Was bekommst du selbst eigentlich letztlich vom Festival mit?

Ich als Veranstaltungsleiter bin zusammen mit unserem Produktionsleiter und ebenfalls Mitgründer Berend Koll die ganze Zeit vor Ort, 24 Stunden pro Tag. Natürlich haben wir eine Kernarbeitszeit und stehen ansonsten auf Stand-by. Wenn das Wetter ruhig ist, habe ich Zeit, mich mit Partnern und Sponsoren zu treffen. Wenn allerdings unruhiges Wetter mit viel Wind, Starkregen oder Gewitter ansteht, dann sind wir oft in der Einsatzleitung und bleiben da dann auch in der Nähe. Da freut man sich dann immer, wenn unsere Meteorologen für einige Stunden am Tag Entwarnung geben können - dann legen wir uns kurz aufs Ohr. Weiterhin mache ich immer morgens und abends mit dem Fahrrad eine Kontrollfahrt über alle Gelände und schaue, ob mir irgendwas unschön auffällt und wie man das beheben kann. Andererseits probiere ich aber auch ganz viele der Food-Stände aus. (lacht)

Wie sieht es mit den Konzerten selbst aus?

Ich schaffe es, maximal eine halbe Stunde von den Headlinern zu sehen, also in der Summe höchstens eineinhalb Konzerte.

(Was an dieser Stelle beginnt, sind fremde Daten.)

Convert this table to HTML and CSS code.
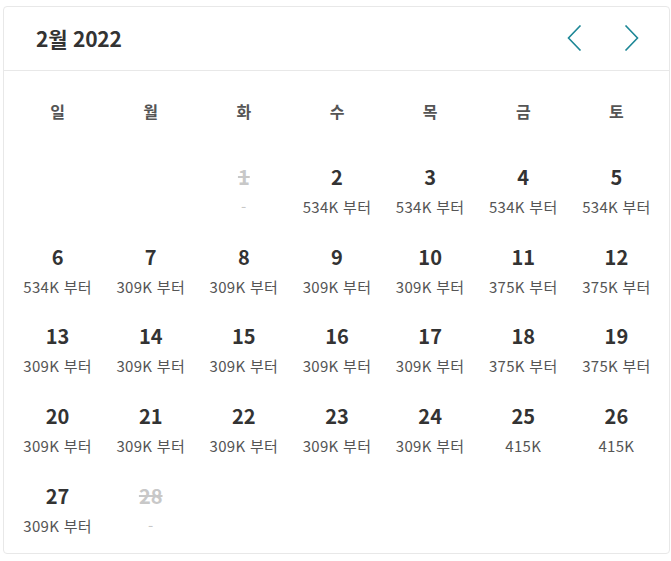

Findest du das nicht schade?

Nein, absolut nicht. So unromantisch es klingt: Man gewöhnt es sich mit der Zeit einfach ab, Konzerte besonders zu genießen - das ist auch gleichzeitig der größte Nachteil dieses Jobs. Wenn ich privat auf ein Konzert gehe, nehme ich die Musik gar nicht wahr, sondern immer nur den Produktionspart: Ich sehe Schlangen vor den Toiletten, jedes offene Kabel, jeden unaufmerksamen Ordnungsdienst. Das ist mir in den letzten 15 Jahren einfach in Fleisch und Blut übergegangen, deswegen gehe ich privat fast gar nicht mehr auf Konzerte - immer nur beruflich. Trotzdem freue ich mich natürlich auf die Headliner: Von dem Konzert der "Chemical Brothers" werde ich mir auf jeden Fall mindestens die Hälfte anschauen - ich darf nicht zu viel verraten, aber das wird die aufwendigste Show, die wir je auf dem Deichbrand hatten.